┌─ Collected data

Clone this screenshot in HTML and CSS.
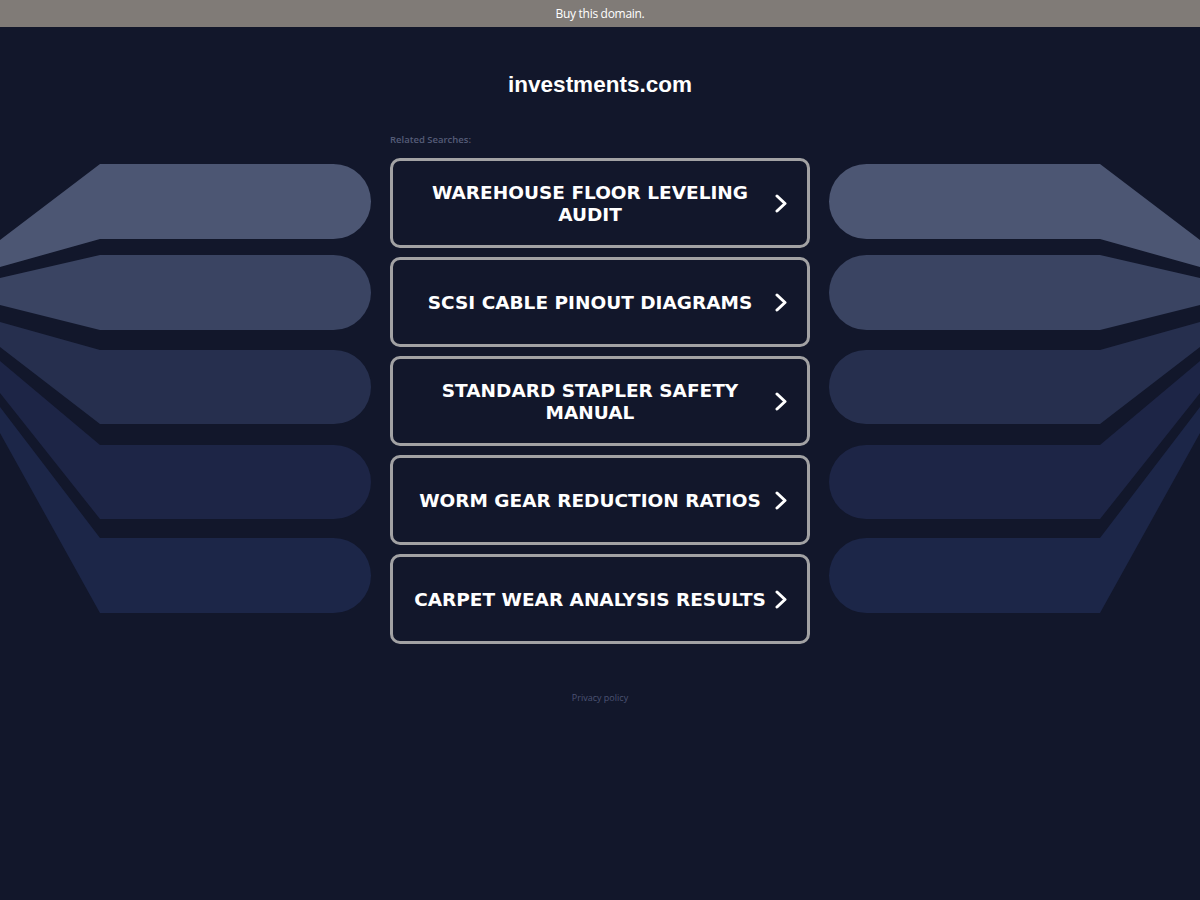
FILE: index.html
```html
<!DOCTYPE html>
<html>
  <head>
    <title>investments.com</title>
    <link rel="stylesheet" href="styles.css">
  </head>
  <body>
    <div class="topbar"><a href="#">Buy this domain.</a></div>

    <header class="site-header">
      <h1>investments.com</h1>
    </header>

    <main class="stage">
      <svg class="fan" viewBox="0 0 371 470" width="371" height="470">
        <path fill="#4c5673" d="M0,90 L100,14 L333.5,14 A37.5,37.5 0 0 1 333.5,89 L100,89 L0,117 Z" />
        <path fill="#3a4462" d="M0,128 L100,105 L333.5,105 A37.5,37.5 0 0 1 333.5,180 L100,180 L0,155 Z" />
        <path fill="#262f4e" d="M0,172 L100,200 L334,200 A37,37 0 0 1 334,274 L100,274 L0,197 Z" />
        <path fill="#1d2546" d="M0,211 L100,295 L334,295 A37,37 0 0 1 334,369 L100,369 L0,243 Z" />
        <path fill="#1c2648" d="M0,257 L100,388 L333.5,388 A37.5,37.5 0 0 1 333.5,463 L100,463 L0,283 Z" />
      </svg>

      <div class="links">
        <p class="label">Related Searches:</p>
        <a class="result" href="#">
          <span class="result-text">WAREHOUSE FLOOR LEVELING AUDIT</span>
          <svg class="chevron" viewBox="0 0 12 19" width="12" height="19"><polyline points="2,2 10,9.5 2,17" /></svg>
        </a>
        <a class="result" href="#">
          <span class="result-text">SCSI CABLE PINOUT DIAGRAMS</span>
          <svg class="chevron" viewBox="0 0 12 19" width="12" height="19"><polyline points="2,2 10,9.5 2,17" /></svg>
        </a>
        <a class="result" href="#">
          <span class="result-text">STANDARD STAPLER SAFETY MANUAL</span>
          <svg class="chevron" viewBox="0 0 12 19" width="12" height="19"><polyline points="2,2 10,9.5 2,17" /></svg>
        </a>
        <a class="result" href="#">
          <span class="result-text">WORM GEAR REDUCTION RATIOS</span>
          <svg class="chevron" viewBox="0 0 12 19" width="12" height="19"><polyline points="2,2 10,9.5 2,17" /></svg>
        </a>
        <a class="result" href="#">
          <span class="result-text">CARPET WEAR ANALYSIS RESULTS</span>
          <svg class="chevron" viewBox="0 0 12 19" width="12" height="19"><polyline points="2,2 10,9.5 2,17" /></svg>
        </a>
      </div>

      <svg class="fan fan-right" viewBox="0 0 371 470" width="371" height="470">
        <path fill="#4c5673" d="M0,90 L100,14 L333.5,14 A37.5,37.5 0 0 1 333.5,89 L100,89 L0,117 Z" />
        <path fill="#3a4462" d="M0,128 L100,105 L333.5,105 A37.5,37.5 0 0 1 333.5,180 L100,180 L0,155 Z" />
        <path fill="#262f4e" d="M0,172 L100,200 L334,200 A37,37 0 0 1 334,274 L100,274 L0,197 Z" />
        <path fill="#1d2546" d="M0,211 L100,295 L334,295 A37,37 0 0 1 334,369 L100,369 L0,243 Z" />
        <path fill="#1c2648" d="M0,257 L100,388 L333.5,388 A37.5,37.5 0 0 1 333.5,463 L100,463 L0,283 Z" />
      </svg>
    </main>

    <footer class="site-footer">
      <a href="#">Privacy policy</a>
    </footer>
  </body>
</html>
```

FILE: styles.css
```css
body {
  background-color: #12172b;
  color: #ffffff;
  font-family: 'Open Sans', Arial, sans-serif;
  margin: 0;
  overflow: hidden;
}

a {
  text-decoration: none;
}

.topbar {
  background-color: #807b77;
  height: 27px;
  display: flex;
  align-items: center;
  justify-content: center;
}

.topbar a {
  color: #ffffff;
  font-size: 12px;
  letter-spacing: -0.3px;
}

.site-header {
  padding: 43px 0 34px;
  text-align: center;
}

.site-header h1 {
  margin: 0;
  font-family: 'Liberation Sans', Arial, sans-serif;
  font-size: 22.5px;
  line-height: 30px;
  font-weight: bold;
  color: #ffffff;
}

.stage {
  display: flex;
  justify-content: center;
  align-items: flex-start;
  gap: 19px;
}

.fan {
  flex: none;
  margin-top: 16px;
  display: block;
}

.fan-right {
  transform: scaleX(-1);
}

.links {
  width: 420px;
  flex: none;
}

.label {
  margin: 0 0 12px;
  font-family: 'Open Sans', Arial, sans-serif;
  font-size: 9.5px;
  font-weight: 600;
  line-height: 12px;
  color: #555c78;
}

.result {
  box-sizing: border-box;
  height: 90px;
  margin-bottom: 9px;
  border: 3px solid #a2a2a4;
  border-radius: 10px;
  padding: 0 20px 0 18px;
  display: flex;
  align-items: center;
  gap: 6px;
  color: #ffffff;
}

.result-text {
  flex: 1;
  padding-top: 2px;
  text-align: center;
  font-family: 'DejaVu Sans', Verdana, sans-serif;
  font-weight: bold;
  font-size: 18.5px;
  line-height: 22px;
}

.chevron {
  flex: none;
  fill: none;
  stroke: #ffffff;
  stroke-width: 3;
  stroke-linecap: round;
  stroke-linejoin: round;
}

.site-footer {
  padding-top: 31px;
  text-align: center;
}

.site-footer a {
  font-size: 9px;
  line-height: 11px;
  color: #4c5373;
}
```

└─

(Task statement)
Reproduce the data verbatim. Do not carry any picture into the copy.

(Correct output)
Clone this screenshot in HTML and CSS.
FILE: index.html
```html
<!DOCTYPE html>
<html>
  <head>
    <title>investments.com</title>
    <link rel="stylesheet" href="styles.css">
  </head>
  <body>
    <div class="topbar"><a href="#">Buy this domain.</a></div>

    <header class="site-header">
      <h1>investments.com</h1>
    </header>

    <main class="stage">
      <svg class="fan" viewBox="0 0 371 470" width="371" height="470">
        <path fill="#4c5673" d="M0,90 L100,14 L333.5,14 A37.5,37.5 0 0 1 333.5,89 L100,89 L0,117 Z" />
        <path fill="#3a4462" d="M0,128 L100,105 L333.5,105 A37.5,37.5 0 0 1 333.5,180 L100,180 L0,155 Z" />
        <path fill="#262f4e" d="M0,172 L100,200 L334,200 A37,37 0 0 1 334,274 L100,274 L0,197 Z" />
        <path fill="#1d2546" d="M0,211 L100,295 L334,295 A37,37 0 0 1 334,369 L100,369 L0,243 Z" />
        <path fill="#1c2648" d="M0,257 L100,388 L333.5,388 A37.5,37.5 0 0 1 333.5,463 L100,463 L0,283 Z" />
      </svg>

      <div class="links">
        <p class="label">Related Searches:</p>
        <a class="result" href="#">
          <span class="result-text">WAREHOUSE FLOOR LEVELING AUDIT</span>
          <svg class="chevron" viewBox="0 0 12 19" width="12" height="19"><polyline points="2,2 10,9.5 2,17" /></svg>
        </a>
        <a class="result" href="#">
          <span class="result-text">SCSI CABLE PINOUT DIAGRAMS</span>
          <svg class="chevron" viewBox="0 0 12 19" width="12" height="19"><polyline points="2,2 10,9.5 2,17" /></svg>
        </a>
        <a class="result" href="#">
          <span class="result-text">STANDARD STAPLER SAFETY MANUAL</span>
          <svg class="chevron" viewBox="0 0 12 19" width="12" height="19"><polyline points="2,2 10,9.5 2,17" /></svg>
        </a>
        <a class="result" href="#">
          <span class="result-text">WORM GEAR REDUCTION RATIOS</span>
          <svg class="chevron" viewBox="0 0 12 19" width="12" height="19"><polyline points="2,2 10,9.5 2,17" /></svg>
        </a>
        <a class="result" href="#">
          <span class="result-text">CARPET WEAR ANALYSIS RESULTS</span>
          <svg class="chevron" viewBox="0 0 12 19" width="12" height="19"><polyline points="2,2 10,9.5 2,17" /></svg>
        </a>
      </div>

      <svg class="fan fan-right" viewBox="0 0 371 470" width="371" height="470">
        <path fill="#4c5673" d="M0,90 L100,14 L333.5,14 A37.5,37.5 0 0 1 333.5,89 L100,89 L0,117 Z" />
        <path fill="#3a4462" d="M0,128 L100,105 L333.5,105 A37.5,37.5 0 0 1 333.5,180 L100,180 L0,155 Z" />
        <path fill="#262f4e" d="M0,172 L100,200 L334,200 A37,37 0 0 1 334,274 L100,274 L0,197 Z" />
        <path fill="#1d2546" d="M0,211 L100,295 L334,295 A37,37 0 0 1 334,369 L100,369 L0,243 Z" />
        <path fill="#1c2648" d="M0,257 L100,388 L333.5,388 A37.5,37.5 0 0 1 333.5,463 L100,463 L0,283 Z" />
      </svg>
    </main>

    <footer class="site-footer">
      <a href="#">Privacy policy</a>
    </footer>
  </body>
</html>
```

FILE: styles.css
```css
body {
  background-color: #12172b;
  color: #ffffff;
  font-family: 'Open Sans', Arial, sans-serif;
  margin: 0;
  overflow: hidden;
}

a {
  text-decoration: none;
}

.topbar {
  background-color: #807b77;
  height: 27px;
  display: flex;
  align-items: center;
  justify-content: center;
}

.topbar a {
  color: #ffffff;
  font-size: 12px;
  letter-spacing: -0.3px;
}

.site-header {
  padding: 43px 0 34px;
  text-align: center;
}

.site-header h1 {
  margin: 0;
  font-family: 'Liberation Sans', Arial, sans-serif;
  font-size: 22.5px;
  line-height: 30px;
  font-weight: bold;
  color: #ffffff;
}

.stage {
  display: flex;
  justify-content: center;
  align-items: flex-start;
  gap: 19px;
}

.fan {
  flex: none;
  margin-top: 16px;
  display: block;
}

.fan-right {
  transform: scaleX(-1);
}

.links {
  width: 420px;
  flex: none;
}

.label {
  margin: 0 0 12px;
  font-family: 'Open Sans', Arial, sans-serif;
  font-size: 9.5px;
  font-weight: 600;
  line-height: 12px;
  color: #555c78;
}

.result {
  box-sizing: border-box;
  height: 90px;
  margin-bottom: 9px;
  border: 3px solid #a2a2a4;
  border-radius: 10px;
  padding: 0 20px 0 18px;
  display: flex;
  align-items: center;
  gap: 6px;
  color: #ffffff;
}

.result-text {
  flex: 1;
  padding-top: 2px;
  text-align: center;
  font-family: 'DejaVu Sans', Verdana, sans-serif;
  font-weight: bold;
  font-size: 18.5px;
  line-height: 22px;
}

.chevron {
  flex: none;
  fill: none;
  stroke: #ffffff;
  stroke-width: 3;
  stroke-linecap: round;
  stroke-linejoin: round;
}

.site-footer {
  padding-top: 31px;
  text-align: center;
}

.site-footer a {
  font-size: 9px;
  line-height: 11px;
  color: #4c5373;
}
```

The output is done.